If you have an unfused plug on one of these or any other electrical goods, stop using it immediately and report it to Trading Standards. The partially sleeved ‘earth’ pin on the plug is another obvious sign of a counterfeit product.


I thought you might be interested in the following story:

A haul of unsafe Christmas lights destined for homes across the country has been recovered during a raid by Trading Standards officers.

The goods, described as potentially lethal by Enfield Council staff in north London, also included laptop chargers, shavers and tablet computers.

Some 20,000 items were seized during the warehouse raid, having been imported from outside the EU.
Lord Toby Harris, chairman of National Trading Standards, said: “I applaud everyone involved in this successful raid, which kept these potentially dangerous products from falling into the hands of unsuspecting consumers, simply looking for the perfect presents for friends and relatives this Christmas.

“At this time of year it can be tempting to look for a bargain, but we would urge consumers to be on their guard. If something looks too good to be true, it probably is.

“Consumer safety is a top priority for National Trading Standards and I hope that the criminals involved in peddling these unsafe items will now be brought to justice.”

Enfield Council’s cabinet member for environment, Daniel Anderson, said: “There is no doubt in my mind that these products would have been given as gifts by unsuspecting consumers this Christmas or used to decorate homes round the borough by people completely unaware of the potential risks involved.

“It is completely unacceptable to peddle products which do not meet safety standards because you simply do not know what danger they pose. It is repugnant, illegal and morally bankrupt and I am delighted we have played a full part on stopping these products from flooding the market this Christmas.”

Jim Stevenson, head of HMRC taskforces, said: “We don’t want to have to seize goods, especially at this time of year, but the minority of unscrupulous traders who don’t declare the full amount of tax on these imported goods must shoulder the responsibility for these actions.

“HMRC will use its powers to seize goods to stop this type of fraud and make sure there is a level playing field for legitimate and honest businesses trading in the UK. Hard-working, law-abiding businesses should not have to compete against those who can undercut them by cheating on their taxes.

“This new taskforce will help us to ensure individuals and businesses who sell online from abroad, but don’t declare the correct amount of tax on goods sold, will pay what they owe like the rest of us do.”

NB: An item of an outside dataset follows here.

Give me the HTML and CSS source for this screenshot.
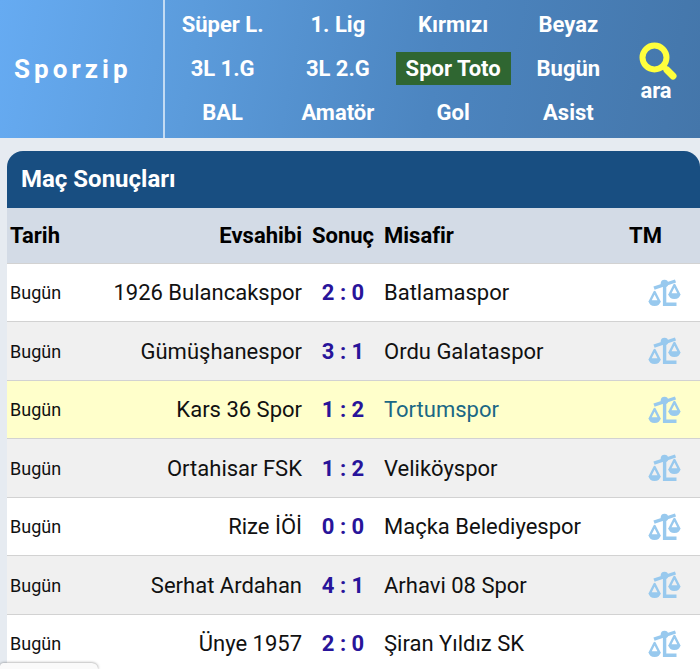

Thanks for this Patrick. I hope that the traders to whom these seized products were going can be identified and prosecuted for intent to supply unsafe products that do not comply with European safety standards. Unless traders are brought to justice they will carry on evading those laws that protect us.

Do we know if goods are tracked to the importers and distributors for action to be taken?

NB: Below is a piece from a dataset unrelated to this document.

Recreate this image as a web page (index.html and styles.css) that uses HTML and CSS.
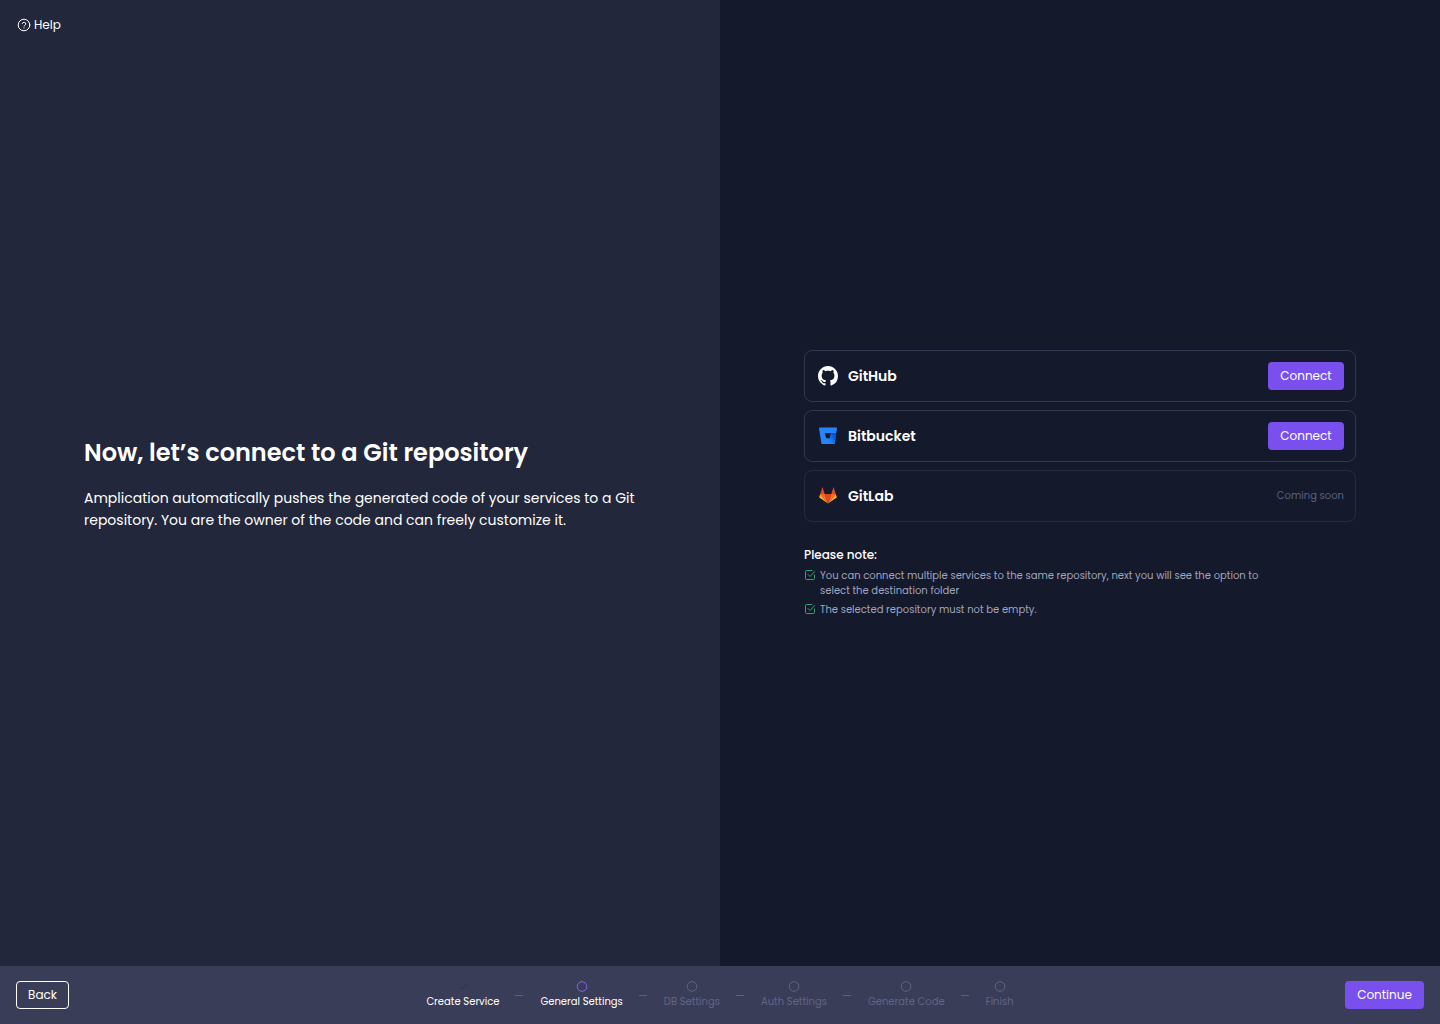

Thanks Patrick. One of the best indicators that goods might be dangerous is that they are cheap, but most people are keen to look for a bargain.

I am particularly concerned about Amazon allowing unheard of companies to sell electrical goods under their well-known name and then refusing to take action if a safety issue is reported.


Recently fake Disney toys were seized but were being sold at normal prices – they were in so much demand that people apparently were looking for anywhere that sold them.

I am also concerned, as are many others, that Amazon Marketplace allows illegal (non-safety compliant) products into the UK. If, when an incident was reported, they removed that vendor from their listing I would feel a bit happier. Presumably Amazon make money from the listings and/or the sales that are generated, so why do they not have responsibility for ensuring traders behave responsibly?

Are Amazon too big? Perhaps Which? would like to comment on whether or not acion can be taken, and by whom.


Contributor @socketman has been pursuing the problem of dangerous electrical products for years and found plenty of unsafe products on the Amazon UK website.

I’m very grateful for information about dodgy electrical goods in the magazine and in Conversation articles, but would be grateful if we could be told whether or not Which? intends to pursue these issues. It’s over three years since we had the first Convo about electrical goods with non-compliant two-pin plugs was posted but nothing seems to have happened other than these seem to have become more common.


Are National Trading Standards satisfied that the entire consignment has been intercepted and that none of these dangerous products are still out there?


I very much doubt that they can possibly know, John; the government has slashed Trading Standards’ and HMRC’s budgets so deeply and so frequently that it surprises me they have enough personnel to man reception, let alone mount a raid. In fact, the phrase ‘tip of the iceberg’ probably understates the situation.